Dominique Baker, assistant professor of education policy at Southern Methodist University’s Simmons School of Education and Human Development, joins a research team led by the College of Education at Penn State University to study state funding for higher education and how states can design equitable funding policies with support from the Bill & Melinda Gates Foundation.
The grant will support a two-year project that will focus on three main policy issues: how states fund colleges, funding disparities among community colleges, and how states fund students through financial aid. In addition to compiling detailed data from a nearly two-decade period related to those policy issues, the research team will also examine how variations in state funding approaches shape college outcomes, particularly among low-income and racially minoritized students.
Baker is a co-principal investigator with Kelly Rosinger, principal investigator for the project and an assistant professor at Penn State University. Other co-principal investigators include Justin Ortagus, assistant professor at the University of Florida, and Robert Kelchen, associate professor at Seton Hall University. The research team was awarded a $549,947 grant for the project, “Equity and Effectiveness of State Higher Education Funding Policies.”

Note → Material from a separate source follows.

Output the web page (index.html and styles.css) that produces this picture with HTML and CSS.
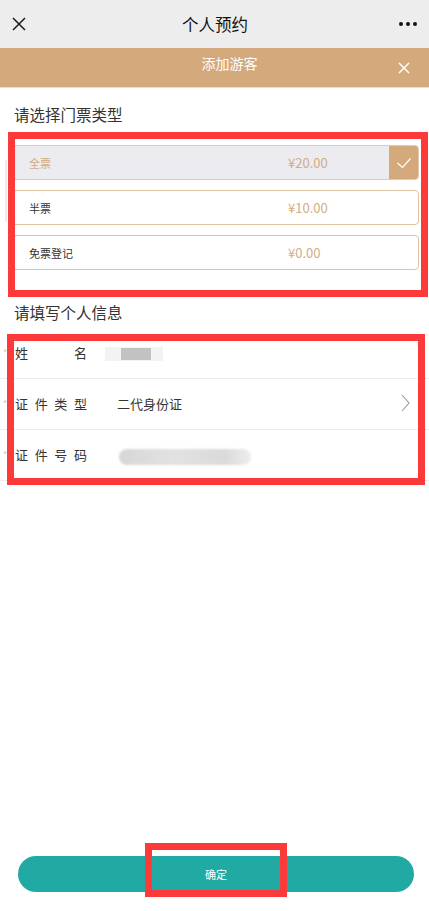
FILE: index.html
```html
<!DOCTYPE html>
<html lang="zh-CN">
<head>
<meta charset="utf-8">
<title>个人预约</title>
<link rel="stylesheet" href="styles.css">
</head>
<body>
<div class="page">
  <header class="nav">
    <svg class="nav-close" width="14" height="14" viewBox="0 0 14 14"><path d="M1 1L13 13M13 1L1 13" stroke="#1a1a1a" stroke-width="1.5" fill="none"/></svg>
    <div class="nav-title">个人预约</div>
    <svg class="nav-more" width="20" height="6" viewBox="0 0 20 6"><circle cx="3" cy="3" r="2" fill="#111"/><circle cx="10" cy="3" r="2" fill="#111"/><circle cx="17" cy="3" r="2" fill="#111"/></svg>
  </header>
  <div class="subbar">
    <span class="subbar-title">添加游客</span>
    <svg class="subbar-close" width="12" height="12" viewBox="0 0 12 12"><path d="M1 1L11 11M11 1L1 11" stroke="#fff" stroke-width="1.5" fill="none"/></svg>
  </div>

  <h2 class="section-title first">请选择门票类型</h2>
  <div class="tickets">
    <div class="ticket selected">
      <span class="t-name">全票</span>
      <span class="t-price">¥20.00</span>
      <span class="t-check"><svg width="16" height="12" viewBox="0 0 16 12"><path d="M1.5 6L6.5 10.5L14.5 1.5" stroke="#fff" stroke-width="1.2" fill="none"/></svg></span>
    </div>
    <div class="ticket">
      <span class="t-name">半票</span>
      <span class="t-price">¥10.00</span>
    </div>
    <div class="ticket">
      <span class="t-name">免票登记</span>
      <span class="t-price">¥0.00</span>
    </div>
  </div>

  <h2 class="section-title second">请填写个人信息</h2>
  <div class="info">
    <div class="row">
      <span class="star">*</span>
      <span class="label">姓名</span>
      <span class="value"><span class="blur-name"><span class="blur-core"></span></span></span>
    </div>
    <div class="row">
      <span class="star">*</span>
      <span class="label">证件类型</span>
      <span class="value">二代身份证</span>
      <svg class="chev" width="9" height="18" viewBox="0 0 9 18"><path d="M1 1L8 9L1 17" stroke="#999" stroke-width="1.1" fill="none"/></svg>
    </div>
    <div class="row">
      <span class="star">*</span>
      <span class="label">证件号码</span>
      <span class="value"><span class="blur-id"></span></span>
    </div>
  </div>

  <div class="footer">
    <button class="confirm">确定</button>
  </div>

  <div class="mark mark-tickets"></div>
  <div class="mark mark-info"></div>
  <div class="mark mark-btn"></div>
  <div class="edge-strip"></div>
</div>
</body>
</html>
```

FILE: styles.css
```css
* { box-sizing: border-box; }
html, body { margin: 0; padding: 0; }
body {
  width: 429px;
  height: 911px;
  background: #fff;
  font-family: "Noto Sans CJK SC", "Noto Sans", sans-serif;
  color: #333;
  overflow: hidden;
}
.page {
  position: relative;
  height: 911px;
  display: flex;
  flex-direction: column;
}
.nav {
  height: 48px;
  background: #ededed;
  display: flex;
  align-items: center;
  justify-content: space-between;
  padding: 0 11px 0 12px;
}
.nav-title {
  font-size: 16.5px;
  color: #111;
  margin-left: 6px;
}
.subbar {
  height: 40px;
  background: #d4a97b;
  display: flex;
  align-items: center;
  justify-content: center;
  position: relative;
  border-bottom: 1px solid #efdcc5;
  padding-left: 30px;
}
.subbar-title {
  color: #fff;
  font-size: 14px;
  margin-top: -10px;
}
.subbar-close {
  position: absolute;
  right: 19px;
  top: 14px;
}
.section-title {
  margin: 0;
  font-weight: normal;
  font-size: 15.5px;
  line-height: 20px;
  color: #333;
  padding-left: 14px;
}
.section-title.first { padding-top: 16px; height: 57px; }
.section-title.second { padding-top: 32px; height: 58px; }
.tickets {
  display: flex;
  flex-direction: column;
  gap: 10px;
  padding: 0 10px 0 12px;
  height: 125px;
}
.ticket {
  height: 35px;
  border: 1px solid #dcc4a4;
  border-radius: 4px;
  display: flex;
  align-items: center;
  background: #fff;
  overflow: hidden;
}
.ticket.selected { background: #ebebf0; border-color: #e0cbb0; }
.t-name {
  font-size: 11px;
  color: #333;
  padding-left: 16px;
  width: 275px;
}
.ticket.selected .t-name { color: #d3ad84; }
.t-price {
  font-size: 13px;
  color: #d3ad84;
  flex: 1;
}
.t-check {
  width: 30px;
  height: 35px;
  background: #d4a97b;
  display: flex;
  align-items: center;
  justify-content: center;
  margin-right: -1px;
}
.info { display: flex; flex-direction: column; }
.row {
  height: 51px;
  border-bottom: 1px solid #ececec;
  display: flex;
  align-items: center;
  padding-right: 19px;
  padding-bottom: 2px;
}
.star {
  width: 15px;
  padding-left: 3px;
  font-size: 9px;
  color: #d8c3a5;
}
.label {
  width: 72px;
  font-size: 13px;
  color: #333;
  text-align: justify;
  text-align-last: justify;
  margin-right: 30px;
}
.value {
  flex: 1;
  font-size: 13px;
  color: #333;
}
.blur-name {
  display: inline-block;
  width: 58px;
  height: 14px;
  margin-left: -12px;
  background: #f3f3f3;
  vertical-align: middle;
  position: relative;
  filter: blur(0.6px);
}
.blur-core {
  position: absolute;
  left: 16px;
  top: 1px;
  width: 30px;
  height: 12px;
  background: #c2c2c2;
}
.blur-id {
  display: inline-block;
  width: 132px;
  height: 16px;
  margin-left: 2px;
  margin-top: 4px;
  border-radius: 8px;
  background: linear-gradient(90deg, #d6d6d6 0%, #e2e2e2 40%, #dadada 80%, #eeeeee 100%);
  vertical-align: middle;
  filter: blur(1.2px);
}
.chev { display: block; }
.footer {
  margin-top: auto;
  padding: 0 15px 19px 18px;
}
.confirm {
  display: block;
  width: 100%;
  height: 36px;
  border: none;
  border-radius: 18px;
  background: #20aaa3;
  color: #fff;
  font-family: "Noto Sans CJK SC", "Noto Sans", sans-serif;
  font-size: 11px;
  padding: 0;
}
.mark {
  position: absolute;
  border: 7px solid #fd3a3a;
  pointer-events: none;
}
.mark-tickets { left: 8px; top: 132px; width: 420px; height: 165px; }
.mark-info { left: 7px; top: 334px; width: 418px; height: 151px; }
.mark-btn { left: 145px; top: 843px; width: 142px; height: 54px; }
.edge-strip {
  position: absolute;
  left: 5px;
  top: 160px;
  width: 2px;
  height: 62px;
  background: #ececec;
}
```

The research team, along with a team of graduate students at Penn State and the University of Florida, comprises the InformEd States project, a clearinghouse for policy analysis, original research, data, and rigorous evidence on the equity and effectiveness of state higher education funding policies.
“States have taken various approaches to funding colleges and student financial aid, and our project will capture these variations over a nearly two-decade period.” Rosinger said. “We will then examine how these approaches relate to student outcomes in an effort to provide policymakers with evidence for how to design effective and equitable policies.”
For her part of the research, Baker will seek a better understanding of how financing, both for colleges and students, varies across the United States. “By deepening our understanding of that variation, we can begin to see what strategies are linked to student success, particularly for students of color or from low-income backgrounds,” she said.
The InformEd States team plans to tackle the current economic challenges related to the COVID-19 pandemic head-on with a rapid response segment that will take place in fall 2020. That part of the project will focus on providing state policymakers with evidence-based information through policy briefs and webinars regarding approaches for allocating severely diminished state funds in equitable and effective ways.